Stated problem
Retype only what runs from the first line of the listing to the line holding "Phone, MapPin, Package", both included. Do not retype the pictures.

* * * * *

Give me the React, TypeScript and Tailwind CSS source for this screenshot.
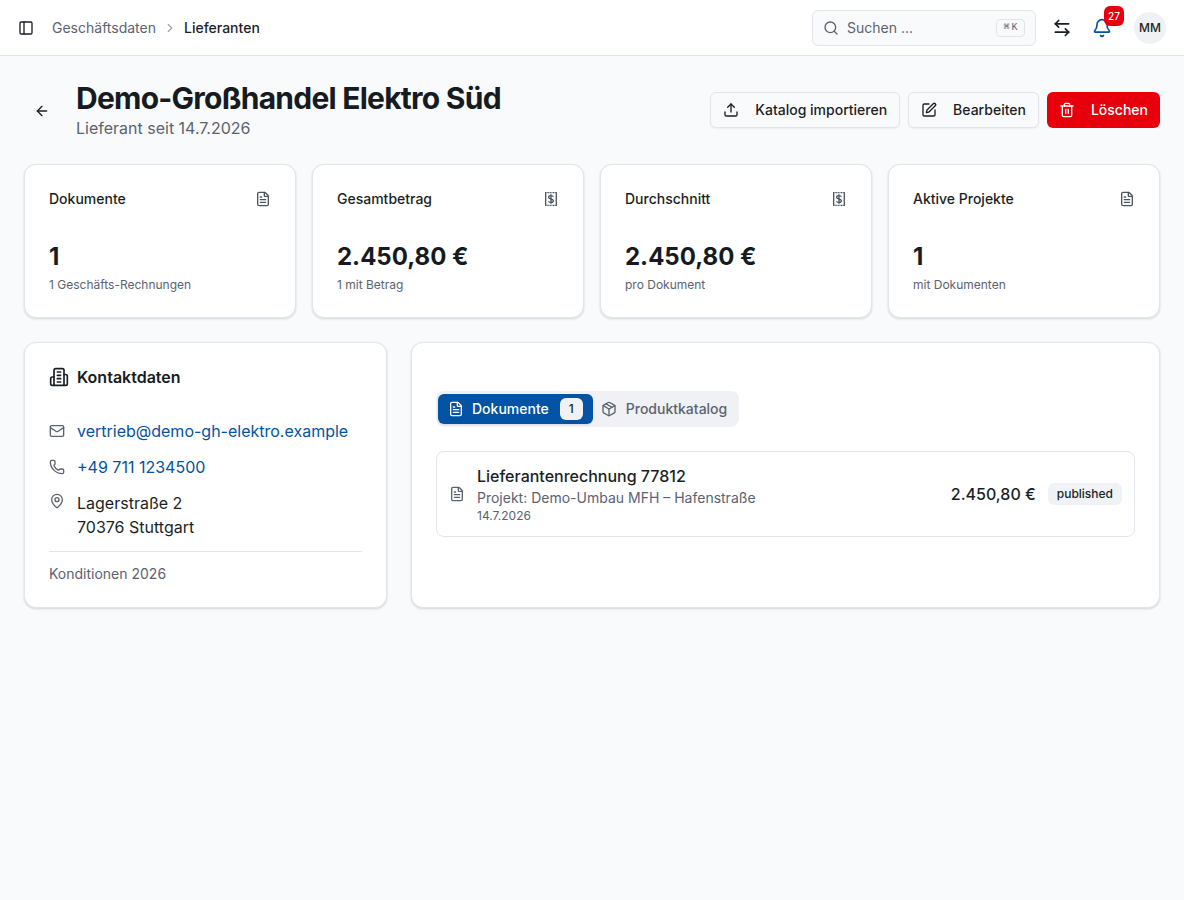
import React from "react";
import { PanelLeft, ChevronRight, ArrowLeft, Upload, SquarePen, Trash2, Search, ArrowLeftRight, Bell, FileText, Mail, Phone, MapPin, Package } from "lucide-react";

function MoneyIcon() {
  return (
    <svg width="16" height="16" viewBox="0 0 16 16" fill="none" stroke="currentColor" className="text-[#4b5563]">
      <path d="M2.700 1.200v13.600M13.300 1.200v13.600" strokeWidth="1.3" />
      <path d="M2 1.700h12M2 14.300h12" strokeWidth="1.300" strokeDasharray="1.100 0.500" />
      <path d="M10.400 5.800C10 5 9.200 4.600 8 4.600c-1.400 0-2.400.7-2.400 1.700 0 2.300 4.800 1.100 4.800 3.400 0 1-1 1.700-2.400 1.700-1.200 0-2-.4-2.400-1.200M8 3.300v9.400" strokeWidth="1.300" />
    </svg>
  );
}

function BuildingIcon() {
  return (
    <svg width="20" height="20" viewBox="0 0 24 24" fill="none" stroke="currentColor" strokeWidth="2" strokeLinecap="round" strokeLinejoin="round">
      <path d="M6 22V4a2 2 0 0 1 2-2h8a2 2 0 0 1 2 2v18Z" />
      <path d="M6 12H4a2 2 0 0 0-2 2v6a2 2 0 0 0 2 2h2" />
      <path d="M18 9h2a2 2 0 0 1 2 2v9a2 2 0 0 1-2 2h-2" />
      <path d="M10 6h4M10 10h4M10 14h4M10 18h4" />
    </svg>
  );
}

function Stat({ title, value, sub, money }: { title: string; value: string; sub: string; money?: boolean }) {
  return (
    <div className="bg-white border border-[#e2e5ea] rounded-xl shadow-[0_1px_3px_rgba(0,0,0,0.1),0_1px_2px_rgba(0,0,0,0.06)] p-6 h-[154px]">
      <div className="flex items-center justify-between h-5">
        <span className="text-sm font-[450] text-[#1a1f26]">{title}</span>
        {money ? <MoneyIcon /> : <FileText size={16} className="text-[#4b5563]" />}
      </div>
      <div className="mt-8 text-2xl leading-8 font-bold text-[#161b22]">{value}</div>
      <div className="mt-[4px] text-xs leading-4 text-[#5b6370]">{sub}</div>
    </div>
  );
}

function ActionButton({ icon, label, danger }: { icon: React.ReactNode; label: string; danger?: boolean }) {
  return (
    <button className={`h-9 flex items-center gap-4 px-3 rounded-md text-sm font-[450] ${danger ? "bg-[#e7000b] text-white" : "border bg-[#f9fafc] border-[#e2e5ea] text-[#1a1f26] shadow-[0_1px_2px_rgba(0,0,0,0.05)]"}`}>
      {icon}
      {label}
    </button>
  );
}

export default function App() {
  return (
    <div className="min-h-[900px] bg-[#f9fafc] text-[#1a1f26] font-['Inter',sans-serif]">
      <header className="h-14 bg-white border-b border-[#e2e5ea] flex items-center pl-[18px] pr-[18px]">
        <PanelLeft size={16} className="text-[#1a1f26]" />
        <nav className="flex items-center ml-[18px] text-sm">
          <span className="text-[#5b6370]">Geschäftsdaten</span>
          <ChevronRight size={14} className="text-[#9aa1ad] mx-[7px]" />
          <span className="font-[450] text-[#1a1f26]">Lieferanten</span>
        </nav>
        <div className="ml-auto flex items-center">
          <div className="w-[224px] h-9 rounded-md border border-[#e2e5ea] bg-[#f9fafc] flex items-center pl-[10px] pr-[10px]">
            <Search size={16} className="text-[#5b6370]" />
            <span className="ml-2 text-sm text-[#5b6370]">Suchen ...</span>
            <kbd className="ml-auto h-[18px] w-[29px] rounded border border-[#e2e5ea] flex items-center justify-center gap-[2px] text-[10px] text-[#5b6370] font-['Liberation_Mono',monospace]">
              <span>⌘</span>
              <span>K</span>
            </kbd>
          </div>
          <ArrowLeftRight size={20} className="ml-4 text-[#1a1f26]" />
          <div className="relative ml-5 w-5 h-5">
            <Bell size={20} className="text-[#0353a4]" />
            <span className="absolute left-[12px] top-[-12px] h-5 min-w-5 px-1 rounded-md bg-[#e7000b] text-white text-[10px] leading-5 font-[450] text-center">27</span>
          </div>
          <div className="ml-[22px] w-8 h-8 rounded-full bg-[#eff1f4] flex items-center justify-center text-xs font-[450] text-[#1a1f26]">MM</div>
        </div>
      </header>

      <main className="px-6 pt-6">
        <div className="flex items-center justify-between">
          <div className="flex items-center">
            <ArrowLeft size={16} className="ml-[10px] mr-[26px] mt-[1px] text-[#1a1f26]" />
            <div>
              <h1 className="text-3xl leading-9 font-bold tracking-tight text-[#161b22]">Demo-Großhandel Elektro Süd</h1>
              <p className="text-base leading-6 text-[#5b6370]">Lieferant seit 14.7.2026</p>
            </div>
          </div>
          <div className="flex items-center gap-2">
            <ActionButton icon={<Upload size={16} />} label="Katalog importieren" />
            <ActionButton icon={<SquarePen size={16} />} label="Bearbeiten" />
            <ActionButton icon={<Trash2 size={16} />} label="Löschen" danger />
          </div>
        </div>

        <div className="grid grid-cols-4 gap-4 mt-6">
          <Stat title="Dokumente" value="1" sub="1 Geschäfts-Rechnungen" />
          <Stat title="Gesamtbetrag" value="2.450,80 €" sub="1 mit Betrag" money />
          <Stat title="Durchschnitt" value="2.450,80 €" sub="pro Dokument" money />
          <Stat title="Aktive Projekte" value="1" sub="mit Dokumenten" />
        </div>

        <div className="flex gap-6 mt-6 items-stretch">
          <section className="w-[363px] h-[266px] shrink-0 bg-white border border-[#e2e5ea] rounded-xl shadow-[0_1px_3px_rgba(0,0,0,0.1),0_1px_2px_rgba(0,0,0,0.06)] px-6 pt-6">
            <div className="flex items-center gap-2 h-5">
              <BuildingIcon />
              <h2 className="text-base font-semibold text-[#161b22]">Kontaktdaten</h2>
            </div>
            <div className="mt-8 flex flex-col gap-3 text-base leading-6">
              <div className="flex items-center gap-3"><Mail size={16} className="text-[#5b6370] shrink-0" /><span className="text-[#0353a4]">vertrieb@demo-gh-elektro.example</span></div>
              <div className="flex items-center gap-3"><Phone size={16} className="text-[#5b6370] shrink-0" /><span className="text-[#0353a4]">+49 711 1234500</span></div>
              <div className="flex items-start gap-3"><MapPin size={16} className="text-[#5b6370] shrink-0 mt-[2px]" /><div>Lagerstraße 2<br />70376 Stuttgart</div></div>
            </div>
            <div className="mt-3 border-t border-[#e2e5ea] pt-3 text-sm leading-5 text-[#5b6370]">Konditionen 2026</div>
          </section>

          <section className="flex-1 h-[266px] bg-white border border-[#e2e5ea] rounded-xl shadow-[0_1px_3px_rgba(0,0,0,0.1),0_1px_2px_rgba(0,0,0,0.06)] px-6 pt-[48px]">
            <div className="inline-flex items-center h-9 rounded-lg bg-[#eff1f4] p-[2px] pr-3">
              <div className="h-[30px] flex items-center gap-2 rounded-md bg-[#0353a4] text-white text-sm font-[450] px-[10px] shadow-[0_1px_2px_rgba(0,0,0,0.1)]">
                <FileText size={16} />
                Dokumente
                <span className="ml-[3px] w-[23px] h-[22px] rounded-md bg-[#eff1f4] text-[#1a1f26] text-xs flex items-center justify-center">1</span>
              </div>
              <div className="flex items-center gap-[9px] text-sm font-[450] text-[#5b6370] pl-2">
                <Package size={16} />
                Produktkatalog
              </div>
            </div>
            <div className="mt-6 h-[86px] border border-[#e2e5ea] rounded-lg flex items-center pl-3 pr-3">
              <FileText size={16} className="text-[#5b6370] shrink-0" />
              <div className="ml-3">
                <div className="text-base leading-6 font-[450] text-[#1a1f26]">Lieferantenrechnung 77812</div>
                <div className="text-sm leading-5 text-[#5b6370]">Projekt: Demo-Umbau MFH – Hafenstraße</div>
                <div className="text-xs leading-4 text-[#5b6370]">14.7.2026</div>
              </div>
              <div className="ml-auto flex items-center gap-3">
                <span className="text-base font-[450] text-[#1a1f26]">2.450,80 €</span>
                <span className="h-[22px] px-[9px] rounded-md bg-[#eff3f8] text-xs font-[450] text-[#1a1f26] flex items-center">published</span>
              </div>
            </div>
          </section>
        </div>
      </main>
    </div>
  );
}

* * * * *

Solution to the exercise
Give me the React, TypeScript and Tailwind CSS source for this screenshot.
import React from "react";
import { PanelLeft, ChevronRight, ArrowLeft, Upload, SquarePen, Trash2, Search, ArrowLeftRight, Bell, FileText, Mail, Phone, MapPin, Package } from "lucide-react";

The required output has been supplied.